(begin)
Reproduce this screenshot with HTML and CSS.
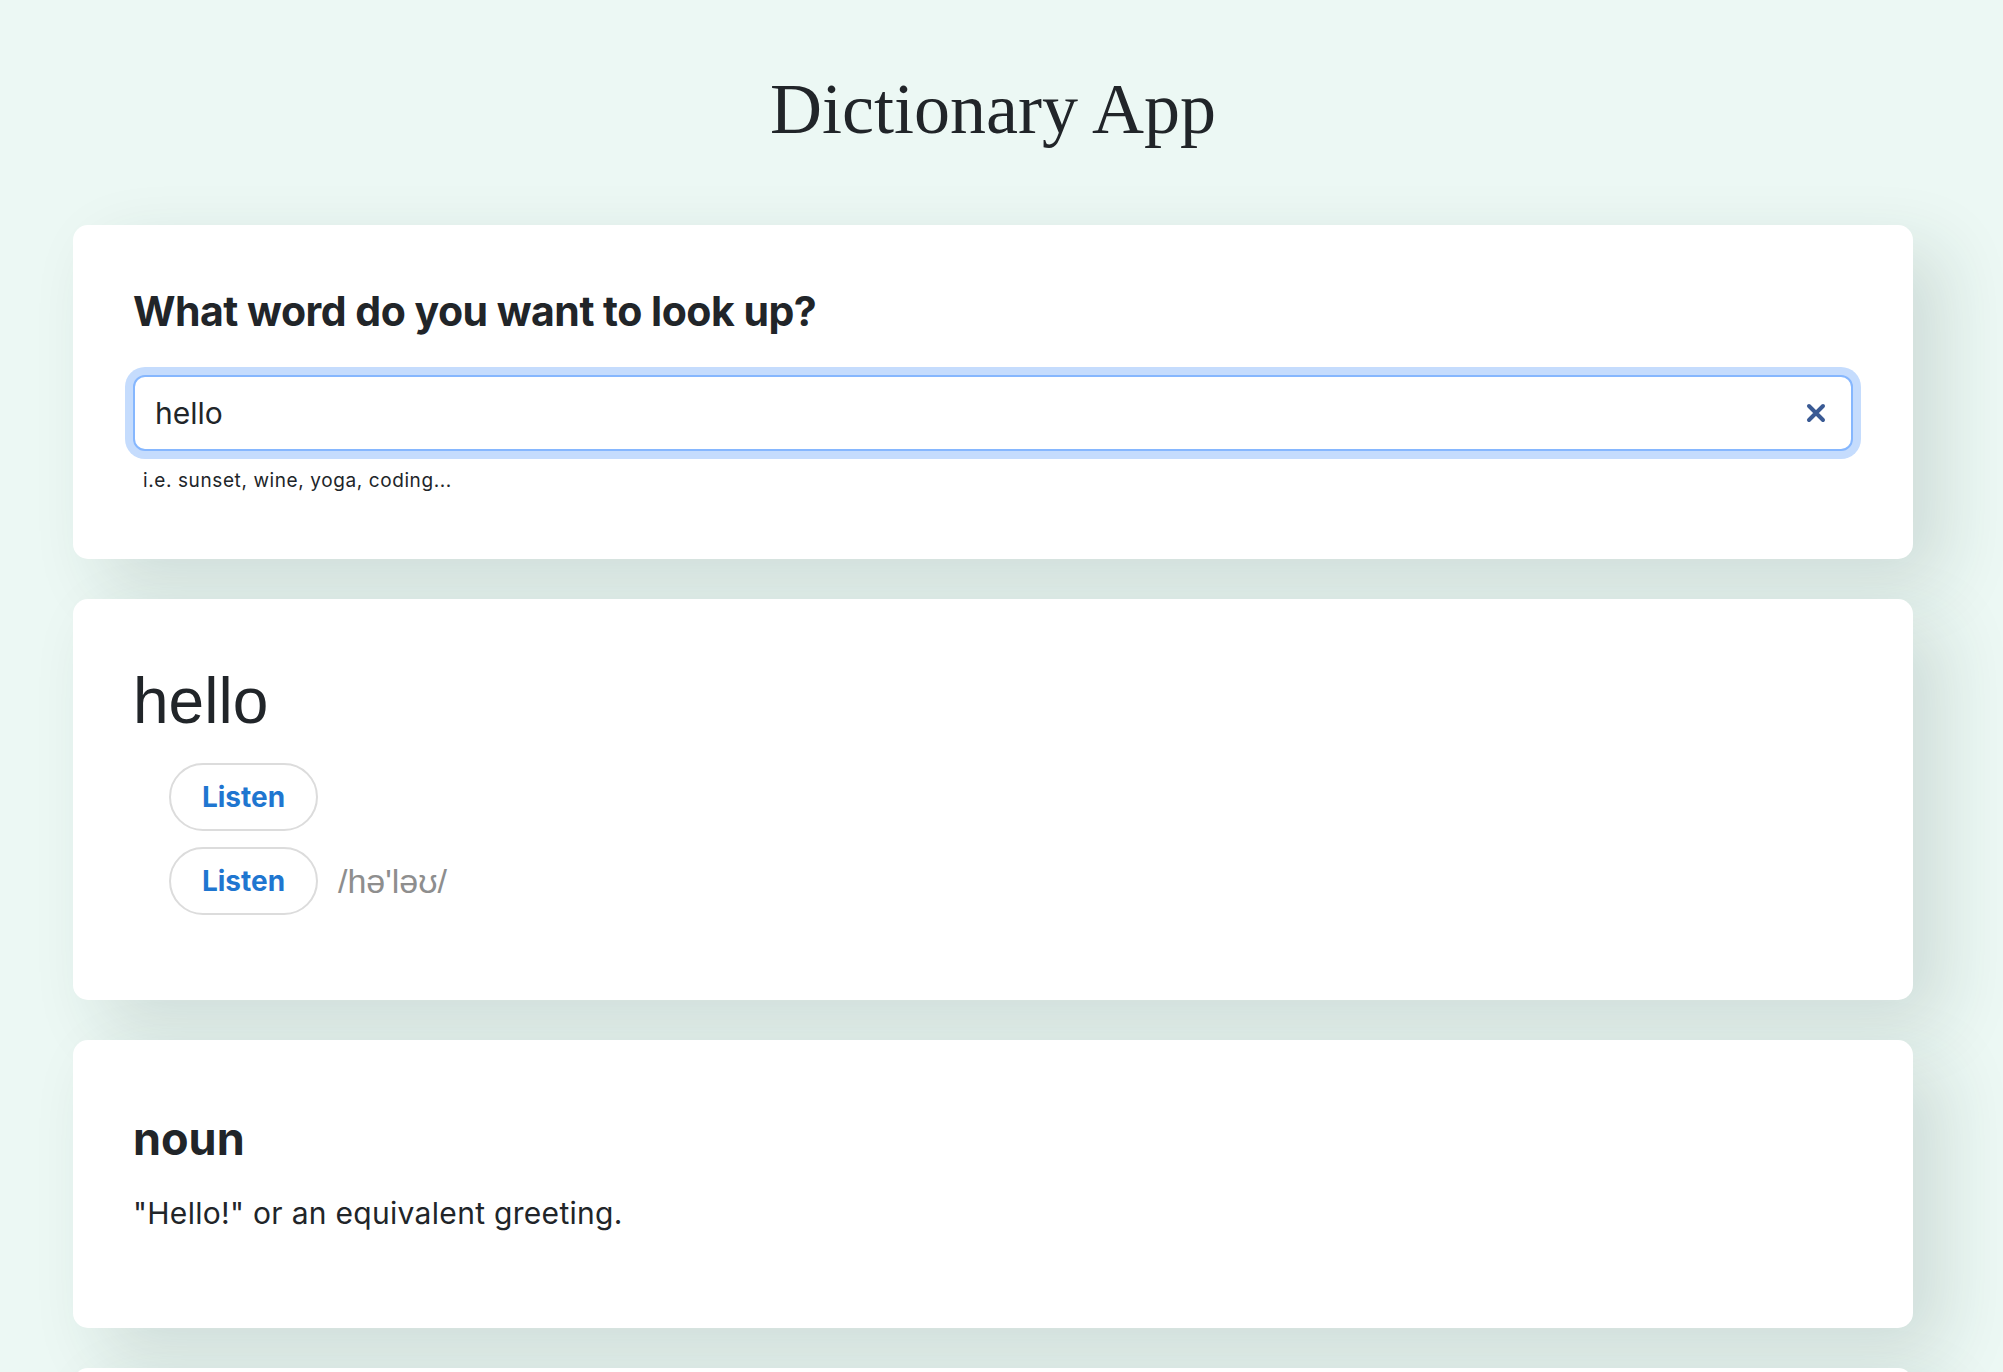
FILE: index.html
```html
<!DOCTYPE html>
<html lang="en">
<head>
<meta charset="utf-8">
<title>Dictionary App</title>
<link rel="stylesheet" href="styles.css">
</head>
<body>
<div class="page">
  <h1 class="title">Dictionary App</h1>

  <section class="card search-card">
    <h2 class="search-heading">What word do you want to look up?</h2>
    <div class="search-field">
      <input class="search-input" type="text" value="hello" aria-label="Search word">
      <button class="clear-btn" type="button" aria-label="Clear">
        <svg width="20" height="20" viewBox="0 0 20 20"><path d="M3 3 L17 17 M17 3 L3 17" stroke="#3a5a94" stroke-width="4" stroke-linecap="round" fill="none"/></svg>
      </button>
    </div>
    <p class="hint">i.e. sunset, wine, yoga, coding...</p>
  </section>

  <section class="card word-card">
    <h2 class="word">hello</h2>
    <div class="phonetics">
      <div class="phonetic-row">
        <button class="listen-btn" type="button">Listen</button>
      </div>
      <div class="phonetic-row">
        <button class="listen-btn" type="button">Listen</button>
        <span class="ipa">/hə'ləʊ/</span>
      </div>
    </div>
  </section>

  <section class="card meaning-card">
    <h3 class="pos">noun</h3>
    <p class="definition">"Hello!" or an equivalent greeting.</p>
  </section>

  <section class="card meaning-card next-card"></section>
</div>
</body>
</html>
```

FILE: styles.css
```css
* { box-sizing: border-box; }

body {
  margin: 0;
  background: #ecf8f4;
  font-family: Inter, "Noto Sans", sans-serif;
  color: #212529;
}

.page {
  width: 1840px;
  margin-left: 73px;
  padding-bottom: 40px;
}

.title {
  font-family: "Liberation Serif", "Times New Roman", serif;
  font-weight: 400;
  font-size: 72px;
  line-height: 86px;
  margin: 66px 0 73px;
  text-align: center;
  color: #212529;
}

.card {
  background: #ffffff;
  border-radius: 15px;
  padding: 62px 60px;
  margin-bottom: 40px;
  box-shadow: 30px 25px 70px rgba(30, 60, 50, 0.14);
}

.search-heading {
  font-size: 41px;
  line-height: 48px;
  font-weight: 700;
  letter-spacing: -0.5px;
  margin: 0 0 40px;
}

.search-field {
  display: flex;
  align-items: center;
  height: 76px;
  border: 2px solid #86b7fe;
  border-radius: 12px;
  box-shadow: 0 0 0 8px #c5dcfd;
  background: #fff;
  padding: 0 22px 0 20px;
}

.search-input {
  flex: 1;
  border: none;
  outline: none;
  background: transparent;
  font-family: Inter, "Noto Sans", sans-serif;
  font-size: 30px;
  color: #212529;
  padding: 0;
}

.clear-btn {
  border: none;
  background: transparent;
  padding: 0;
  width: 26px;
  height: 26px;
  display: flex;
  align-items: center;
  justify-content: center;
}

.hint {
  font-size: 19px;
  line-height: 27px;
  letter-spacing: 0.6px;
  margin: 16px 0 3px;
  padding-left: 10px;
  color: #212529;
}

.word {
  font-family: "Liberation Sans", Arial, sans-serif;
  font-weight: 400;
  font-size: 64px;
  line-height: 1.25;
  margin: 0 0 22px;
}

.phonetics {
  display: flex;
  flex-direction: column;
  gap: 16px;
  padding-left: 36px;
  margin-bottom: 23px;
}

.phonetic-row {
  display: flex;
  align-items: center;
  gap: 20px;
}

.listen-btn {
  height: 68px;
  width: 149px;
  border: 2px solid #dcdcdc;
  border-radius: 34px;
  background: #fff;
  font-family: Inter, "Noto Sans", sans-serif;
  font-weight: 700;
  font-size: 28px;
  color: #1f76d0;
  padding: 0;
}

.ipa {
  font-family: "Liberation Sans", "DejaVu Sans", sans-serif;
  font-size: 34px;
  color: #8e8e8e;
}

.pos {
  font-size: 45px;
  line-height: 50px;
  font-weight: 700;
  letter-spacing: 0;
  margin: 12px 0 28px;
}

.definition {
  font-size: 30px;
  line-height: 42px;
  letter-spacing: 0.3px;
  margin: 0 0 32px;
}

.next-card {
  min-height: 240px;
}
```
(end)
(begin)
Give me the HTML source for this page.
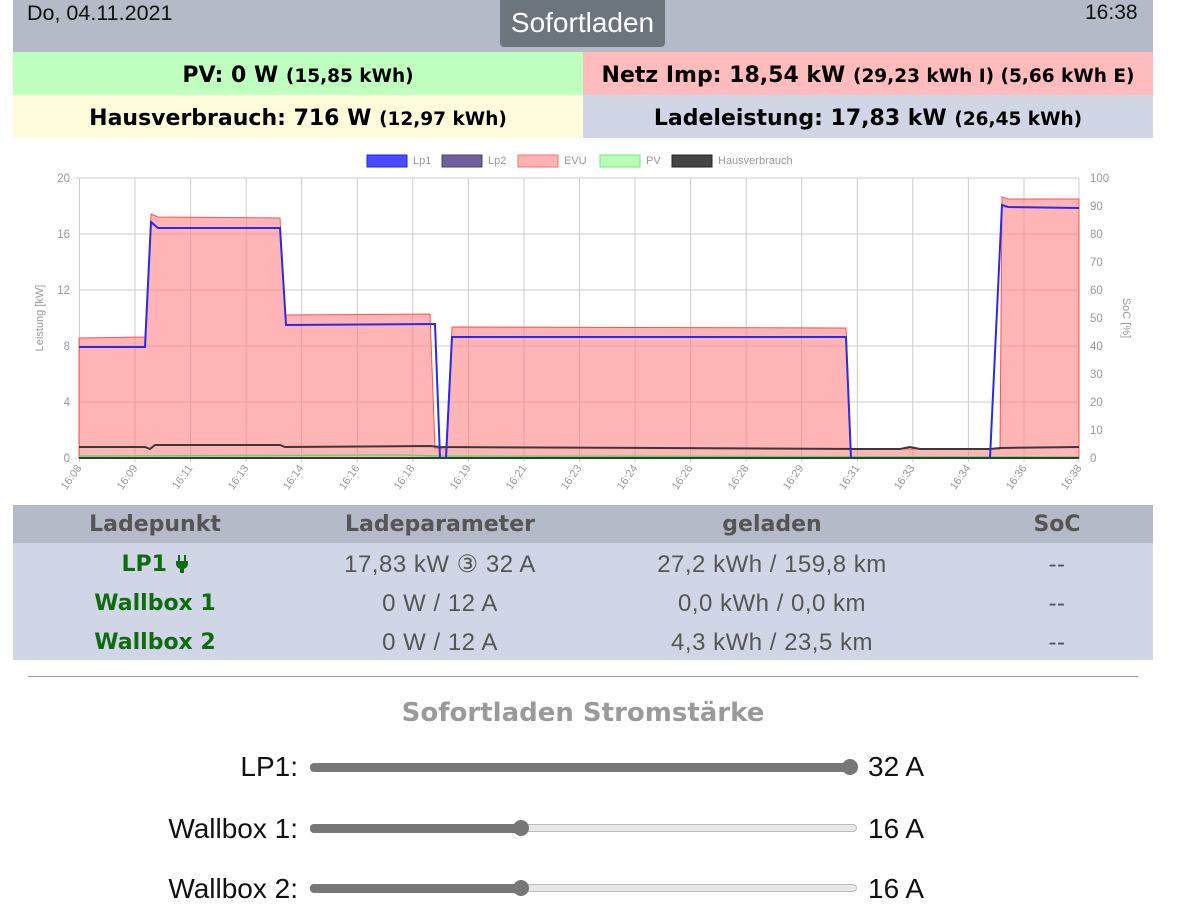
(end)
(begin)
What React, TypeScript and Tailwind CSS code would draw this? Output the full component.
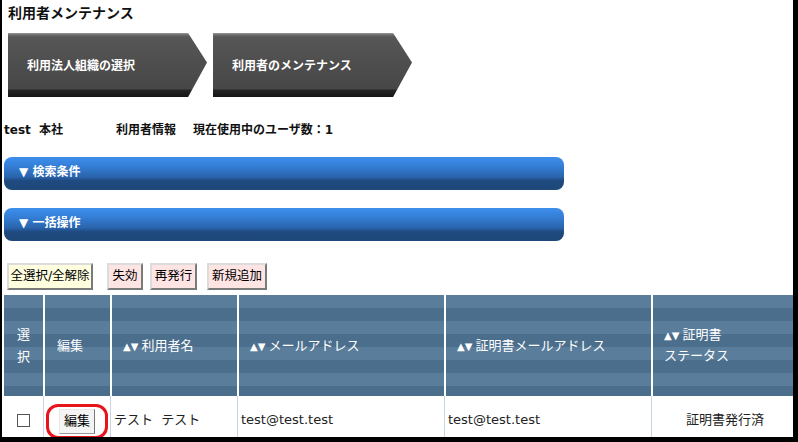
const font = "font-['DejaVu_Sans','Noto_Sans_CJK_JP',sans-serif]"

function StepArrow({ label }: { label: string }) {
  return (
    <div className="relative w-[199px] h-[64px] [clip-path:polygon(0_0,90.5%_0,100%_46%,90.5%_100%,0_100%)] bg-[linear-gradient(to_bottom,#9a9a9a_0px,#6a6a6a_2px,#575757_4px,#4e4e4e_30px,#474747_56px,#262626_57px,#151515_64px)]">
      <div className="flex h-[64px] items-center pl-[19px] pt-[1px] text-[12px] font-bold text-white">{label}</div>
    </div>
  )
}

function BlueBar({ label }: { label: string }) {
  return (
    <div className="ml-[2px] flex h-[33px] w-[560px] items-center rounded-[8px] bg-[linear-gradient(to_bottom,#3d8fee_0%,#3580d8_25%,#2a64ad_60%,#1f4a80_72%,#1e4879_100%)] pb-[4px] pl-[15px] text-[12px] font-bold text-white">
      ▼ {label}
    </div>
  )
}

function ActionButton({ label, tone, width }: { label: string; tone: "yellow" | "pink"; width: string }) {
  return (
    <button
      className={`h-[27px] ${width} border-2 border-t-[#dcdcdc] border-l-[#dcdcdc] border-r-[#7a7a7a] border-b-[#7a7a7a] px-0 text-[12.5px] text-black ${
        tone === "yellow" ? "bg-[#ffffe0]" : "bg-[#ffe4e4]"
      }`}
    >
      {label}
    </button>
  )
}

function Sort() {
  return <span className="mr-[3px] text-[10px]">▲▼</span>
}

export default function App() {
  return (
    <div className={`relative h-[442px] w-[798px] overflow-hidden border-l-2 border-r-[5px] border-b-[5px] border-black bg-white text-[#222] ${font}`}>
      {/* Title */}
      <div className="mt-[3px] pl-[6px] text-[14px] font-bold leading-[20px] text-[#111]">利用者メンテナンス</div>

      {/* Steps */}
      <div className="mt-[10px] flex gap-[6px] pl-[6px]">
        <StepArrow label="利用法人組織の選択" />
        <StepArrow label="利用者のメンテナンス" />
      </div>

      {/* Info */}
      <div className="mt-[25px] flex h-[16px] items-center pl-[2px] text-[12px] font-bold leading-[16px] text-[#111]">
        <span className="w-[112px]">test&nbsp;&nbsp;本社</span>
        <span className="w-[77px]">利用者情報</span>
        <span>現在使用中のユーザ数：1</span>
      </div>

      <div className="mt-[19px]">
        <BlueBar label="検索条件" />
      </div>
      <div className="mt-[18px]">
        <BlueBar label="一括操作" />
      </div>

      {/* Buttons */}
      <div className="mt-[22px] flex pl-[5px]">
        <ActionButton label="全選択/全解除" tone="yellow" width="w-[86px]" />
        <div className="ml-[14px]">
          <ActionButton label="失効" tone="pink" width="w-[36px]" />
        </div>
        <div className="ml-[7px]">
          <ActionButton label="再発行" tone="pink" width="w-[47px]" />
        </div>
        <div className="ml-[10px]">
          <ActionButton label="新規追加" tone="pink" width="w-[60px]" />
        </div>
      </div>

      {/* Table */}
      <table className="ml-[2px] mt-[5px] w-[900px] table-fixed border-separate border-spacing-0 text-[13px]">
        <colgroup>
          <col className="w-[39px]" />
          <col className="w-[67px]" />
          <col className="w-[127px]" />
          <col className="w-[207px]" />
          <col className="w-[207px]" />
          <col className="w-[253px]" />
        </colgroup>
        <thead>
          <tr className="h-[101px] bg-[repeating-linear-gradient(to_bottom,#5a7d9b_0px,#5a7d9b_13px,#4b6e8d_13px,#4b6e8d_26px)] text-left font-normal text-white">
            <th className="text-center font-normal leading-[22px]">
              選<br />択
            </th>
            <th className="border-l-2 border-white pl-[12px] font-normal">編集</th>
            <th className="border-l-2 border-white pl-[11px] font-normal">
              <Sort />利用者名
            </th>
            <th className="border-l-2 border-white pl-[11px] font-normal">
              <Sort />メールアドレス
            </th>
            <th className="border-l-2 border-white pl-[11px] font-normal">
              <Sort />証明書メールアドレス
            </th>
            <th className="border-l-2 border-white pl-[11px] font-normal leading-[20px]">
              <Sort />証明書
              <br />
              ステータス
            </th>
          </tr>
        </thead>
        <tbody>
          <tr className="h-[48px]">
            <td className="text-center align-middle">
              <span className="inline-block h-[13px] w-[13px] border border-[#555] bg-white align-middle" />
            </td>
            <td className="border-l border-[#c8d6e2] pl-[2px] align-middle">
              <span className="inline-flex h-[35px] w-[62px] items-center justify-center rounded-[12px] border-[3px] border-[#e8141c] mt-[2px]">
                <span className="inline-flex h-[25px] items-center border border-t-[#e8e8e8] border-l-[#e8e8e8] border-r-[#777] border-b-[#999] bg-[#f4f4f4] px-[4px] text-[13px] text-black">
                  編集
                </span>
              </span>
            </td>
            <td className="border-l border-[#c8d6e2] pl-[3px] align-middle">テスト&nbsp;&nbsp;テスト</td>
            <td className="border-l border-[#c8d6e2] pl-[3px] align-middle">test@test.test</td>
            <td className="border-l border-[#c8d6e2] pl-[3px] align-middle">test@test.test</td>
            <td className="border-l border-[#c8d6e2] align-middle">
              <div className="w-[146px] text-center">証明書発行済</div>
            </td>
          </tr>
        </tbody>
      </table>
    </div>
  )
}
(end)
_REQUIRED TASK_:
Give solely the number of lines in the data that contain the string "What".

_ANSWER BELOW_:
2